▶ **What is required**: Collect all the lines that mention the word "index".

— Start —

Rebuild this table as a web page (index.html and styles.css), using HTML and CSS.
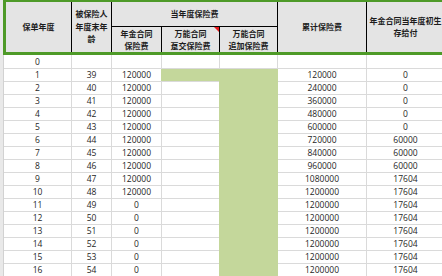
FILE: index.html
```html
<!DOCTYPE html>
<html lang="zh">
<head>
<meta charset="utf-8">
<title>保单年度表</title>
<link rel="stylesheet" href="styles.css">
</head>
<body>
<div class="sheet">
  <div class="strip"></div>
  <div class="main">
    <div class="head">
      <div class="hc span-rows c1">保单年度</div>
      <div class="hc span-rows c2">被保险人年度末年龄</div>
      <div class="hc group">当年度保险费</div>
      <div class="hc sub">年金合同<br>保险费</div>
      <div class="hc sub note">万能合同<br>趸交保险费<span class="tri"></span></div>
      <div class="hc sub">万能合同<br>追加保险费</div>
      <div class="hc span-rows c6">累计保险费</div>
      <div class="hc span-rows c7">年金合同当年度初生<br>存给付</div>
      <div class="hc span-rows c8"></div>
    </div>
    <div class="body">
      <div class="fill-col"></div>

      <div class="c">0</div><div class="c"></div><div class="c"></div><div class="c"></div><div class="c"></div><div class="c"></div><div class="c"></div><div class="c"></div>
      <div class="c">1</div><div class="c">39</div><div class="c">120000</div><div class="fill-row"></div><div class="c">120000</div><div class="c">0</div><div class="c"></div>
      <div class="c">2</div><div class="c">40</div><div class="c">120000</div><div class="c"></div><div class="c">240000</div><div class="c">0</div><div class="c"></div>
      <div class="c">3</div><div class="c">41</div><div class="c">120000</div><div class="c"></div><div class="c">360000</div><div class="c">0</div><div class="c"></div>
      <div class="c">4</div><div class="c">42</div><div class="c">120000</div><div class="c"></div><div class="c">480000</div><div class="c">0</div><div class="c"></div>
      <div class="c">5</div><div class="c">43</div><div class="c">120000</div><div class="c"></div><div class="c">600000</div><div class="c">0</div><div class="c"></div>
      <div class="c">6</div><div class="c">44</div><div class="c">120000</div><div class="c"></div><div class="c">720000</div><div class="c">60000</div><div class="c"></div>
      <div class="c">7</div><div class="c">45</div><div class="c">120000</div><div class="c"></div><div class="c">840000</div><div class="c">60000</div><div class="c"></div>
      <div class="c">8</div><div class="c">46</div><div class="c">120000</div><div class="c"></div><div class="c">960000</div><div class="c">60000</div><div class="c"></div>
      <div class="c">9</div><div class="c">47</div><div class="c">120000</div><div class="c"></div><div class="c">1080000</div><div class="c">17604</div><div class="c"></div>
      <div class="c">10</div><div class="c">48</div><div class="c">120000</div><div class="c"></div><div class="c">1200000</div><div class="c">17604</div><div class="c"></div>
      <div class="c">11</div><div class="c">49</div><div class="c">0</div><div class="c"></div><div class="c">1200000</div><div class="c">17604</div><div class="c"></div>
      <div class="c">12</div><div class="c">50</div><div class="c">0</div><div class="c"></div><div class="c">1200000</div><div class="c">17604</div><div class="c"></div>
      <div class="c">13</div><div class="c">51</div><div class="c">0</div><div class="c"></div><div class="c">1200000</div><div class="c">17604</div><div class="c"></div>
      <div class="c">14</div><div class="c">52</div><div class="c">0</div><div class="c"></div><div class="c">1200000</div><div class="c">17604</div><div class="c"></div>
      <div class="c">15</div><div class="c">53</div><div class="c">0</div><div class="c"></div><div class="c">1200000</div><div class="c">17604</div><div class="c"></div>
      <div class="c">16</div><div class="c">54</div><div class="c">0</div><div class="c"></div><div class="c">1200000</div><div class="c">17604</div><div class="c"></div>
    </div>
  </div>
</div>
</body>
</html>
```
FILE: styles.css
```css
html, body {
  margin: 0;
  padding: 0;
  width: 442px;
  height: 276px;
  background: #ffffff;
  overflow: hidden;
}

.sheet {
  display: flex;
  width: 442px;
  height: 276px;
  overflow: hidden;
}

.strip {
  flex: 0 0 3px;
  background: #e9e9e9;
}

.main {
  display: flex;
  flex-direction: column;
  align-items: flex-start;
  flex: 0 0 auto;
}

.head {
  display: grid;
  grid-template-columns: 65px 39px 49px 57px 57px 88px 77px 60px;
  grid-template-rows: 24px 25px;
  gap: 1px;
  background: #000000;
  border-top: 2px solid #4e9a28;
  border-left: 3px solid #4e9a28;
  border-bottom: 3px solid #4e9a28;
}

.hc {
  background: #e4e4e4;
  display: flex;
  align-items: center;
  justify-content: center;
  text-align: center;
  font-family: "Noto Sans CJK SC", "Noto Sans", sans-serif;
  font-weight: bold;
  font-size: 8px;
  line-height: 12.5px;
  color: #1c1c1c;
}

.span-rows {
  grid-row: 1 / 3;
}

.c1 { grid-column: 1; }
.c2 { grid-column: 2; padding: 0 3px; }
.c6 { grid-column: 6; }
.c7 { grid-column: 7; white-space: nowrap; }
.c8 { grid-column: 8; }

.group {
  grid-column: 3 / 6;
  grid-row: 1;
}

.sub {
  grid-row: 2;
  line-height: 12px;
}

.note {
  position: relative;
}

.tri {
  position: absolute;
  top: 0;
  right: 0;
  width: 0;
  height: 0;
  border-top: 5px solid #e8191c;
  border-left: 5px solid transparent;
}

.body {
  display: grid;
  grid-template-columns: 67px 39px 49px 57px 57px 88px 77px 60px;
  grid-template-rows: 13px repeat(16, 12px);
  gap: 1px;
  background: #dadada;
  border-left: 1px solid #d2d2d2;
}

.c {
  background: #ffffff;
  display: flex;
  align-items: center;
  justify-content: center;
  font-family: "Open Sans", "Noto Sans CJK SC", sans-serif;
  font-size: 8.5px;
  line-height: 12px;
  color: #262626;
}

.fill-row {
  grid-column: span 2;
  background: #c4d79b;
  margin: 0 -1px;
}

.fill-col {
  grid-column: 5;
  grid-row: 3 / 18;
  background: #c4d79b;
  margin: -1px -1px 0 -1px;
}
```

— End —

▶ **Answer for this exercise**:
Rebuild this table as a web page (index.html and styles.css), using HTML and CSS.
FILE: index.html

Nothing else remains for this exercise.